Conclusion and future work

This paper proposes a method to enhance network coverage using mobile sensor nodes. All nodes in the network are mobile; however, to reduce energy consumption, nodes need to determine whether they should move before they do so. This not only reduces the energy consumption of the nodes but also maximizes the lifetime of the sensor nodes. The paper proposes a surrogate-assisted sine Phasmatodea population evolution algorithm to maximize network coverage. The GSAM smooth overall algorithm is used in this algorithm to ensure the search capability of the algorithm.
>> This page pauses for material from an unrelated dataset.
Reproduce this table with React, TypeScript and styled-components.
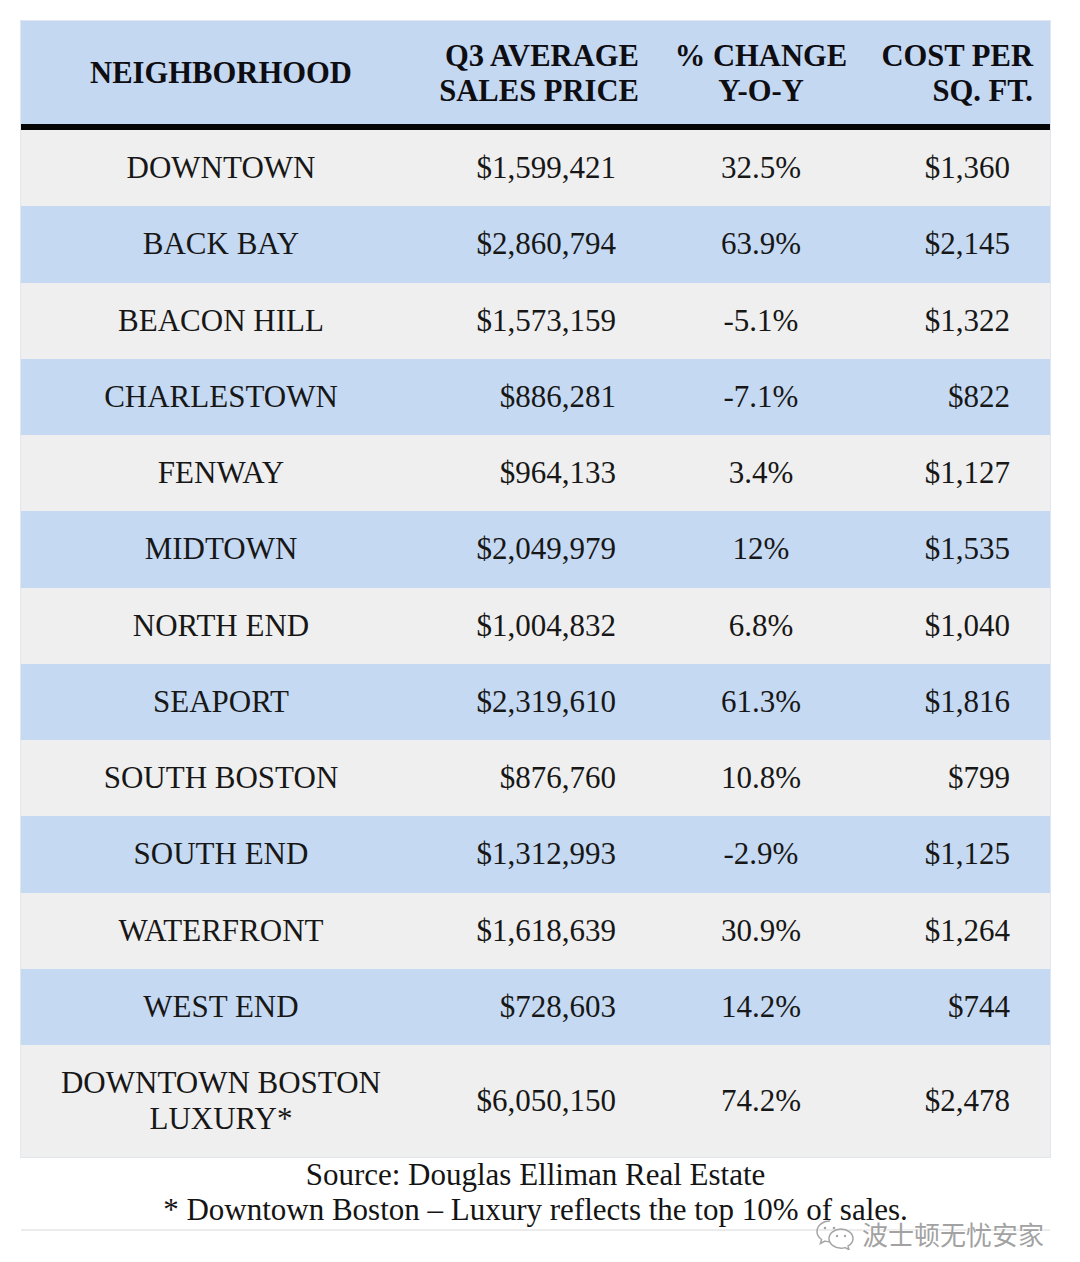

This paper uses multiple LSAMs to develop the region in depth at a local scale, trying to find even better results. To better find the optimal value, GSAM, and LSAM use the same database, saving time and cost overhead. Using agglomerative hierarchical clustering to divide multiple LSAMs ensures the robustness of each LSAM. Sine mapping is added to LSAM to enhance the randomness of the algorithm. The algorithm was tested in 7 test functions in three dimensions and the results showed the feasibility of the algorithm is the algorithm. The proposed algorithm has the highest number of functions obtaining the optimum value on 30D, 50D and 100D and only on 50D the advantage is lost on F(7). The algorithm is applied to the 3D coverage of mobile nodes, and the experimental results show that the SASPPE has the highest coverage rate. The improved algorithm is at least 5.196% higher than the original PPE algorithm. However, this experiment leaves something to be desired. It consumes some energy to determine whether a node moves and the movement is fixed and can only be moved around it. The proposed algorithm SASPPE is only applied to the 3D coverage of movable nodes, and its effectiveness in other scenes is unknown. We hope the algorithm performs more robustly and the nodes move more rationally.